The question whether to divide California was a major issue in his term. His nickname was "Old Honesty," he would not tolerate drunkenness, overspending, nor dishonesty, and vowed to run the state as a business. He chastised the Legislature for having 228 clerks when only 35 were authorized.
Though he served out the remainder of the term, his poor health caused him not to seek re-election. He moved to San Diego, where he is buried in Mt. Hope Cemetery. In 1891, he purchased for US$17,000 a Queen Anne-style house built in 1889 known as the Long-Waterman Mansion, now located at 2408 First Avenue, San Diego, 92101.
Waterman married Jane Gardner (November 8, 1829 in Stanstead, Quebec – April 12, 1914 in Barstow, California) on September 29, 1847, in Belvedere, Illinois. His children were:
Frank G. Waterman (Born September 12, 1848 in Belvidere, Illinois, died on August 20, 1853)
Waldo Sprague Waterman (born February 1, 1860 in Wilmington, Illinois), married Hazel Emma Wood in Erie Villa, California on April 11, 1889, died February 23, 1903 in San Diego, California)
James Sears Waterman, (born August 22, 1853 in Wilmington, Illinois), married Sarah C. Brown on December 15, 1902, died January 19, 1930)

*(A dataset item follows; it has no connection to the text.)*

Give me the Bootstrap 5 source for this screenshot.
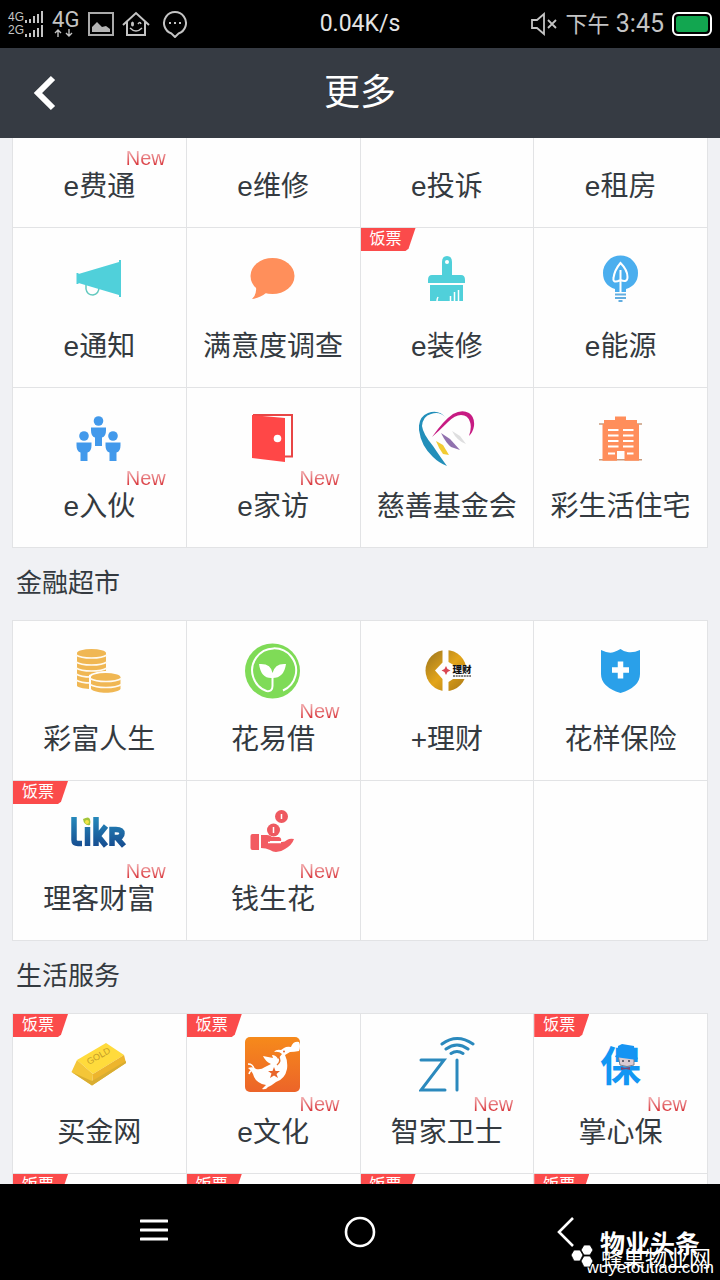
<!DOCTYPE html>
<html lang="zh-CN">
<head>
<meta charset="utf-8">
<meta name="viewport" content="width=device-width, initial-scale=1">
<title>更多</title>
<link href="https://cdn.jsdelivr.net/npm/bootstrap@5.3.0/dist/css/bootstrap.min.css" rel="stylesheet">
<style>
body{font-family:"Liberation Sans","Noto Sans CJK SC",sans-serif;background:#f0f1f4;color:#343a40}
svg{display:block;flex:none}
.status{height:48px;background:#000;color:#c4c4c4;font-family:Roboto,"Noto Sans CJK SC",sans-serif;padding:0 8px}
.status .side{flex:1 1 0}
.sig{font-size:12px;line-height:13px;font-family:"Liberation Sans",sans-serif}
.net{font-size:22px;line-height:18px;width:24px;font-family:Roboto,sans-serif}
.speed{font-size:23px;line-height:32px;color:#e4e4e4}
.clock{font-size:25px;line-height:32px}
.clock span{font-size:22px}
.titlebar{height:90px;background:#363b43;color:#fff}
.titlebar h1{font-size:36px;line-height:44px;font-weight:400}
.back{left:32px;top:24px}
.plain{background:none;border:0;padding:0;color:#fff}
.content{min-height:0;padding:0 12px}
.tiles{background:#fefefe;border-right:1px solid #e2e3e5;border-bottom:1px solid #e2e3e5}
.tile{min-height:160px;border-top:1px solid #e2e3e5;border-left:1px solid #e2e3e5;color:#343a40;text-decoration:none;padding-top:22px}
.tile svg{width:56px;height:56px;margin-bottom:21px}
.tile.cut{min-height:89px;border-top:0;padding-top:29px}
.tile-name{font-size:28px;line-height:40px;white-space:nowrap}
.fresh{right:20px;bottom:58px;font-size:20px;line-height:22px;background:linear-gradient(#f3b4b6 15%,#d9393e 80%);-webkit-background-clip:text;background-clip:text;color:transparent}
.ticket{left:0;top:0;width:55px;height:23px;background:#fb4b4b;color:#fff;font-size:16px;line-height:22px;padding-left:9px;clip-path:polygon(0 0,100% 0,48px 90%,45px 100%,0 100%)}
.group-name{font-size:26px;line-height:36px;padding:17px 4px 19px;margin:0;font-weight:400}
.softkeys{height:96px;background:#000}
.softkeys .plain{width:206px}
.stamp{right:6px;bottom:10px;color:#fff;text-align:right;pointer-events:none}
.stamp b{font-size:25px;line-height:16px;display:block;padding-right:14px}
.stamp span{font-size:22px;display:block;line-height:14px;padding-right:3px}
.stamp small{font-size:17px;display:block;line-height:4px;font-weight:400}
.stamp svg{right:120px;top:8px}
</style>
</head>
<body class="vh-100 d-flex flex-column overflow-hidden">
<div class="status d-flex align-items-center flex-shrink-0">
  <div class="side d-flex align-items-center">
    <div class="sig"><div>4G</div><div>2G</div></div>
    <svg width="20" height="26" viewBox="0 0 20 26" stroke="#c4c4c4" stroke-width="2"><path d="M2 12V9M6 12V8M10 12V5M14 12V3M18 12V0M2 26v-3M6 26v-4M10 26v-7M14 26v-9M18 26V14"/></svg>
    <div class="net ms-2 me-2"><div>4G</div><svg width="22" height="8" viewBox="0 0 22 8" fill="none" stroke="#c4c4c4" stroke-width="1.4"><path d="M6 8V1M3 4l3-3 3 3M17 0v7M14 4l3 3 3-3"/></svg></div>
    <svg class="ms-1" width="26" height="24" viewBox="0 0 26 24"><path d="M1 1h24v22H1z" fill="none" stroke="#aaa" stroke-width="2"/><path d="M4 20v-5l5-5 5 5 4-1 4 3v3z" fill="#b4b4b4"/></svg>
    <svg class="ms-2" width="28" height="26" viewBox="0 0 28 26" fill="none" stroke="#c4c4c4" stroke-width="2"><path d="M1 14 14 2l13 12M5 11v13h18V11"/><path d="M8 17q6 6 12 0M16 13q2-3 3 0" stroke-width="1.5"/><ellipse cx="10.500" cy="13" rx="1.500" ry="2.500" fill="#c4c4c4" stroke="none"/></svg>
    <svg class="ms-2 ps-1" width="30" height="28" viewBox="0 0 26 28" fill="none" stroke="#c4c4c4" stroke-width="2"><path d="M9.500 23.500a11 11 0 1 1 7 0L13 27z"/><path d="M7 13h2M12 13h2M17 13h2"/></svg>
  </div>
  <div class="speed">0.04K/s</div>
  <div class="side d-flex align-items-center justify-content-end">
    <svg width="27" height="24" viewBox="0 0 27 24" fill="none" stroke="#c4c4c4" stroke-width="1.800"><path d="M1 8h5l7-6v20l-7-6H1zM17 8l8 8M25 8l-8 8"/></svg>
    <div class="clock ms-2 me-2"><span>下午</span> 3:45</div>
    <svg width="40" height="24" viewBox="0 0 40 24"><rect x="1" y="1" width="38" height="22" rx="5" fill="#000" stroke="#fff" stroke-width="2"/><rect x="4" y="4" width="32" height="16" rx="3" fill="#12a650"/></svg>
  </div>
</div>
<header class="titlebar position-relative d-flex align-items-center justify-content-center flex-shrink-0">
  <button class="plain back position-absolute" aria-label="返回"><svg width="28" height="42" viewBox="0 0 28 42"><path d="M21 6 6 21l15 15" fill="none" stroke="#fff" stroke-width="6"/></svg></button>
  <h1 class="m-0">更多</h1>
</header>
<main class="content flex-grow-1 overflow-hidden">
  <div class="tiles row g-0">
    <a href="#" class="tile cut col-3 position-relative text-center"><span class="fresh position-absolute">New</span><span class="tile-name">e费通</span></a>
    <a href="#" class="tile cut col-3 text-center"><span class="tile-name">e维修</span></a>
    <a href="#" class="tile cut col-3 text-center"><span class="tile-name">e投诉</span></a>
    <a href="#" class="tile cut col-3 text-center"><span class="tile-name">e租房</span></a>

    <a href="#" class="tile col-3 d-flex flex-column align-items-center"><svg viewBox="0 0 56 56"><path d="M15 35v4q1 6 7 6 6-1 6-8" fill="none" stroke="#62c9bf" stroke-width="1.500"/><path d="M5.500 23h2v1L48 12v-2h2v37h-2v-2L7.500 33v1h-2z" fill="#50d0da"/></svg><span class="tile-name">e通知</span></a>
    <a href="#" class="tile col-3 d-flex flex-column align-items-center"><svg viewBox="0 0 56 56" fill="#ff8f5b"><ellipse cx="27.500" cy="26" rx="22" ry="18"/><path d="M11 37q1 7-4 12 8-1 14-6z"/></svg><span class="tile-name">满意度调查</span></a>
    <a href="#" class="tile col-3 position-relative d-flex flex-column align-items-center"><span class="ticket position-absolute">饭票</span><svg viewBox="0 0 56 56"><path d="M23 25V12q0-6 5-6t5 6v13h9q4 0 4 5v3H9v-3q0-5 4-5zM11 35h33v16H11z" fill="#50d0da"/><circle cx="28" cy="12" r="2" fill="#fff"/><path d="M18 51q0-2 1-4M31.500 51v-5M35.500 51v-9M39.500 51V40" stroke="#fff" stroke-width="1.500" fill="none"/></svg><span class="tile-name">e装修</span></a>
    <a href="#" class="tile col-3 d-flex flex-column align-items-center"><svg viewBox="0 0 56 56"><path d="M22 39q-12-4-12-16a17.500 17.500 0 0 1 35 0q0 12-12 16v3H22z" fill="#4baeee"/><path d="M22 44.500h11M22 48h11M25.500 51h4" stroke="#62ade0" stroke-width="2"/><path d="M27.500 43V20M27.500 30q-8 4-7-2 1-8 7-15 7 7 7 14 0 6-7 3" fill="none" stroke="#fff" stroke-width="2"/></svg><span class="tile-name">e能源</span></a>

    <a href="#" class="tile col-3 position-relative d-flex flex-column align-items-center"><svg viewBox="0 0 56 56" fill="#4299eb"><g id="person"><circle cx="27.500" cy="11" r="4.800"/><path d="M20 17.500h15v3q0 6-4 7V36h-7v-8.500q-4-1-4-7z"/></g><use href="#person" x="-14.500" y="15"/><use href="#person" x="14.500" y="15"/></svg><span class="fresh position-absolute">New</span><span class="tile-name">e入伙</span></a>
    <a href="#" class="tile col-3 position-relative d-flex flex-column align-items-center"><svg viewBox="0 0 56 56"><path d="M8 5h39v41.500H38" fill="none" stroke="#e84545" stroke-width="2"/><path d="M7 5l33 3v44L7 48z" fill="#ff4747"/><circle cx="32.500" cy="28.500" r="3.800" fill="#fff"/></svg><span class="fresh position-absolute">New</span><span class="tile-name">e家访</span></a>
    <a href="#" class="tile col-3 d-flex flex-column align-items-center"><svg viewBox="0 0 56 56"><path d="M27 8Q20-1 9 3-1 7 0 20q2 16 14 27 6 6 14 9-6-8-14-20Q4 24 3 16 4 6 12 4q9-3 15 4z" fill="#238fba"/><path d="M13 27Q25 10 34 4q9-5 16-1 6 4 5 13-1 6-5 10 3-9 1-14-2-7-9-7-6 0-13 7-8 8-16 15z" fill="#c71b83"/><path d="m22 23 9 6 10 11-9-3q-5-4-10-14z" fill="#9071ae"/><path d="m17 31 7 4 6 10-6-1q-4-5-7-13z" fill="#f2cb32"/><path d="m33 21 8 5 6 8q-9-3-14-13z" fill="#dededf"/></svg><span class="tile-name">慈善基金会</span></a>
    <a href="#" class="tile col-3 d-flex flex-column align-items-center"><svg viewBox="0 0 56 56"><path d="M6 14h43M6 49.700h43" stroke="#c89a7c" stroke-width="1.500"/><path d="M9.500 14H11v-4h11V6.500h11V10h11v4h2v36.700H31.500V41H24v9.700H9.500z" fill="#ff8e5b"/><path d="M15 20h10.500M30 20h10.500M15 25.500h10.500M30 25.500h10.500M15 31h10.500M30 31h10.500M15 36.500h10.500M30 36.500h10.500M15 43.500h7M34 43.500h6.500" stroke="#fff" stroke-width="2"/></svg><span class="tile-name">彩生活住宅</span></a>
  </div>

  <h2 class="group-name">金融超市</h2>
  <div class="tiles row g-0">
    <a href="#" class="tile col-3 d-flex flex-column align-items-center"><svg viewBox="0 0 56 56"><path d="M6 10v33c4 4 25 4 29 0V10" fill="#f0b753"/><ellipse cx="20.500" cy="10" rx="14.500" ry="4" fill="#f0b753"/><path d="M5 12c6 4 25 4 31 0M5 19c6 4 25 4 31 0M5 25c6 4 25 4 31 0M5 31c6 4 25 4 31 0M5 37c6 4 25 4 31 0" stroke="#fffaf0" stroke-width="1.700" fill="none"/><path d="M18 32q16-8 33 0v21H18z" fill="#fefefe"/><path d="M20 34v12c5 5 25 5 29.500 0V34" fill="#f0b753"/><ellipse cx="34.700" cy="34" rx="14.700" ry="4" fill="#f0b753"/><path d="M19 35.500c7 4 25 4 31.500 0M19 41.500c7 4 25 4 31.500 0" stroke="#fffaf0" stroke-width="1.700" fill="none"/></svg><span class="tile-name">彩富人生</span></a>
    <a href="#" class="tile col-3 position-relative d-flex flex-column align-items-center"><svg viewBox="0 0 56 56"><circle cx="27.500" cy="28" r="27.500" fill="#7fdb57"/><path d="M27.500 33v10q0 6-6 5A22 22 0 1 1 38 47.500" fill="none" stroke="#fff" stroke-width="2"/><path d="M27.500 35Q16 36 14 21q12-1 13.500 9Q30 20 41 21q-2 14-13.500 14z" fill="#fff"/></svg><span class="fresh position-absolute">New</span><span class="tile-name">花易借</span></a>
    <a href="#" class="tile col-3 d-flex flex-column align-items-center"><svg viewBox="0 0 56 56"><defs><linearGradient id="gold" x1="0" y1="0" x2="1" y2="1"><stop offset="0" stop-color="#98731f"/><stop offset=".5" stop-color="#e3a51a"/><stop offset="1" stop-color="#a87716"/></linearGradient></defs><circle cx="27" cy="27.500" r="20.500" fill="url(#gold)"/><path d="M23.500 6h6v13l5 3H53v14H34l-4.500 3v10h-6V36L16 27.500l7.500-8z" fill="#fefefe"/><path d="m27 23 1.500 3 3 1.500-3 1.500-1.500 3-1.500-3-3-1.500 3-1.500z" fill="#d94552"/><text x="33.500" y="29.500" font-family="Noto Sans CJK SC" font-size="9.500" font-weight="900" fill="#111">理财</text><path d="M34 33h18" stroke="#555" stroke-width="1.500" stroke-dasharray="2 .7"/></svg><span class="tile-name">+理财</span></a>
    <a href="#" class="tile col-3 d-flex flex-column align-items-center"><svg viewBox="0 0 56 56"><path d="M8 7q8 4 13 2 3-1 6.500-3 4 3 7 3 6 1 12.500-2v24q0 13-19.500 19Q8 44 8 31z" fill="#2aa0e9"/><path d="M27.500 18.500v17M19 27h17" stroke="#fff" stroke-width="5.500"/></svg><span class="tile-name">花样保险</span></a>

    <a href="#" class="tile col-3 position-relative d-flex flex-column align-items-center"><span class="ticket position-absolute">饭票</span><svg viewBox="0 0 56 56"><defs><linearGradient id="sea" gradientUnits="userSpaceOnUse" x1="0" y1="14" x2="0" y2="43"><stop offset="0" stop-color="#2589bb"/><stop offset="1" stop-color="#174e91"/></linearGradient></defs><path d="M3 14v23q0 3.500 4 3.500h4M16.500 24v19M25 14v29M35 23l-8 10 8 10M41 43V26.500h4q6 0 6 4t-6 4h-4M46 35l7 8" fill="none" stroke="url(#sea)" stroke-width="5.500"/><path d="M12 16q9-5 7 6-6 1-7-6z" fill="#a4c53a"/><circle cx="16" cy="19" r="2" fill="#f4e545"/></svg><span class="fresh position-absolute">New</span><span class="tile-name">理客财富</span></a>
    <a href="#" class="tile col-3 position-relative d-flex flex-column align-items-center"><svg viewBox="0 0 56 56"><path d="M5.500 33q0-2 2-2H14v16H7.500q-2 0-2-2zM16 32h6q3 0 5 2h7q3 1 2 4H25v1h12q3 0 5-2 3-2 7-1-2 6-9 10-4 3-9 3-3 0-6-2-4-2-9-2z" fill="#f25b62"/><circle cx="36.500" cy="13.500" r="6.500" fill="#ee5960"/><circle cx="28.500" cy="27" r="6.500" fill="#ee5960"/><path d="M36.500 11v5M28.500 24v6" stroke="#fff" stroke-width="1.500"/><path d="M23 39.500h13" stroke="#fff" stroke-width="1.500"/></svg><span class="fresh position-absolute">New</span><span class="tile-name">钱生花</span></a>
    <div class="tile col-3"></div>
    <div class="tile col-3"></div>
  </div>

  <h2 class="group-name">生活服务</h2>
  <div class="tiles row g-0">
    <a href="#" class="tile col-3 position-relative d-flex flex-column align-items-center"><span class="ticket position-absolute">饭票</span><svg viewBox="0 0 56 56"><path d="m6 24 29-17 18 12-31 19z" fill="#ffdb3c"/><path d="m6 24 16 14-1 11.500L.5 36z" fill="#f4c638"/><path d="m22 38 31-19 2 8-34 22.500z" fill="#edb52d"/><path d="m.5 36 20.500 9 34-20v2L21 49.500z" fill="#d9ad31"/><text x="0" y="0" transform="translate(18 29) rotate(-30)" font-family="Liberation Sans" font-size="9" fill="#c59d29">GOLD</text></svg><span class="tile-name">买金网</span></a>
    <a href="#" class="tile col-3 position-relative d-flex flex-column align-items-center"><span class="ticket position-absolute">饭票</span><svg viewBox="0 0 56 56"><defs><linearGradient id="sun" x2="0" y2="1"><stop offset="0" stop-color="#f68a1b"/><stop offset="1" stop-color="#ec6429"/></linearGradient></defs><rect y="1" width="55" height="55" rx="5" fill="url(#sun)"/><path d="M3 32q5-2 8 1 5 1 9-2l6-3q-6-3-8-8l10 2-1-3q4 0 6 4l4-5q-3-3-8-2 2-3 7-2l3-2q3-2 7-1 2-6 8-5 2 4 0 9-5 1-9 1l-5 3q3 6 2 14-2 10-11 13-5 4-8 5-2 3-6 2l4-4q-11-2-13-11-2-4-5-6z" fill="#fff"/><path d="M3 28q5 0 6 5M4 38q1-4 5-4" fill="none" stroke="#fff" stroke-width="1.500"/><path d="m29 31 1.500 4 4.500 0-3.500 3 1.500 4-4-2.500L25 42l1.500-4.500L23 35h4.500z" fill="#e8652b"/><path d="M33 20q4 5-1 9" fill="none" stroke="#e8752b" stroke-width="1.500"/><circle cx="39" cy="15.500" r="1" fill="#e8652b"/></svg><span class="fresh position-absolute">New</span><span class="tile-name">e文化</span></a>
    <a href="#" class="tile col-3 position-relative d-flex flex-column align-items-center"><svg viewBox="0 0 56 56" fill="none" stroke="#2b89bd" stroke-width="3" stroke-linecap="round"><path d="M2 24h23L2 54h24M38 24v30"/><path d="M23 8q15-11 31 0M27 13q11-8 22 0M32 17.500q6-4 12 0"/></svg><span class="fresh position-absolute">New</span><span class="tile-name">智家卫士</span></a>
    <a href="#" class="tile col-3 position-relative d-flex flex-column align-items-center"><span class="ticket position-absolute">饭票</span><svg viewBox="0 0 56 56"><text x="7" y="45" font-family="Noto Sans CJK SC" font-size="41" font-weight="700" fill="#1296f3">保</text><path d="M25 19h16v10q-7 3-14 0z" fill="#dacbd2" stroke="#788190"/><path d="m25 10 4-2 12 2 1 10 3 2-1 2-22-3 1-2h2z" fill="#1694f3"/><circle cx="30" cy="25" r="1" fill="#445"/><circle cx="36" cy="25" r="1" fill="#445"/><path d="m28 31 4 1 5-1v3l-4-1-5 1z" fill="#7a4672"/></svg><span class="fresh position-absolute">New</span><span class="tile-name">掌心保</span></a>

    <a href="#" class="tile col-3 position-relative"><span class="ticket position-absolute">饭票</span></a>
    <a href="#" class="tile col-3 position-relative"><span class="ticket position-absolute">饭票</span></a>
    <a href="#" class="tile col-3 position-relative"><span class="ticket position-absolute">饭票</span></a>
    <a href="#" class="tile col-3 position-relative"><span class="ticket position-absolute">饭票</span></a>
  </div>
</main>
<nav class="softkeys position-relative d-flex align-items-center justify-content-center flex-shrink-0">
  <button class="plain d-flex justify-content-center" aria-label="菜单"><svg width="28" height="32" viewBox="0 0 28 32"><path d="M1 5h26M1 14h26M1 23h26" stroke="#fff" stroke-width="3" stroke-linecap="round"/></svg></button>
  <button class="plain d-flex justify-content-center" aria-label="主页"><svg width="32" height="32" viewBox="0 0 32 32"><circle cx="16" cy="16" r="14" fill="none" stroke="#fff" stroke-width="2.600"/></svg></button>
  <button class="plain d-flex justify-content-center" aria-label="返回"><svg width="18" height="32" viewBox="0 0 18 32"><path d="M16 2 2 16l14 14" fill="none" stroke="#fff" stroke-width="2.600"/></svg></button>
  <div class="stamp position-absolute"><svg class="position-absolute" width="24" height="24" viewBox="0 0 24 24" fill="#fff" stroke="#000" stroke-width=".8"><path d="m4 6h6l3 5-3 6H4l-3-6zM14 1h6l3 5-3 5h-6l-3-5zM14 12h6l3 5-3 6h-6l-3-6z"/></svg><b>物业头条</b><span>蜂巢物业网</span><small>wuyetoutiao.com</small></div>
</nav>
<script src="https://cdn.jsdelivr.net/npm/bootstrap@5.3.0/dist/js/bootstrap.bundle.min.js"></script>
</body>
</html>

Mary Pamela Waterman-Rice (born April 9, 1850 in Belvidere, Illinois, died November 3, 1925), married to Hyland W. Rice, San Bernardino County's Public Administrator)
Helen Jane Waterman(born December 18, 1856 in Wilmington, Illinois)
Anna Charlotte Waterman (b. April 2, 1866 In Wilmington, Illinois, married Irving M. Scott in San Diego, CA, Sept. 29, 1891
Abby Lou Waterman (b. February 21, 1869 in Wilmington, Illinois, died April, 1941)
After his death, on April 12, 1891, the U.S. Supreme Court ruled in the case of Waterman v. Alden reported at 143 U.S. 196. That case involved the will of his brother, James S. Waterman of Sycamore Illinois, who died on July 19, 1883 without children or descendants. On May 14, 1881, Waterman gave his brother an agreement in writing to give his brother within 12 months on demand 24/100th of mining property in California. Waterman testified that the value was $1,000,000 at the time. James Waterman advanced $25,000 to $30,000 to the Waterman Porter partnership, part of which was repaid before James' death. James also held five promissary notes dated in late 1881, for $10,000, payable from February to March 1882 at 8 percent per annum interest. The notes were transferred by Robert Waterman to Philander M. Alden and George S. Robinson, citizens of Illinois and executors of James' estate. The Court ruled that the will did not include the notes.
Today, Waterman Avenue, Waterman Gardens, and Waterman Canyon are still named for him in San Bernardino, California, as well as Waterman Road at the western margin of Barstow, south of State Route 58 and north of the Mojave River.
Waterman's papers and photographs are in The Bancroft Library at UC Berkeley and the San Diego Historical Society.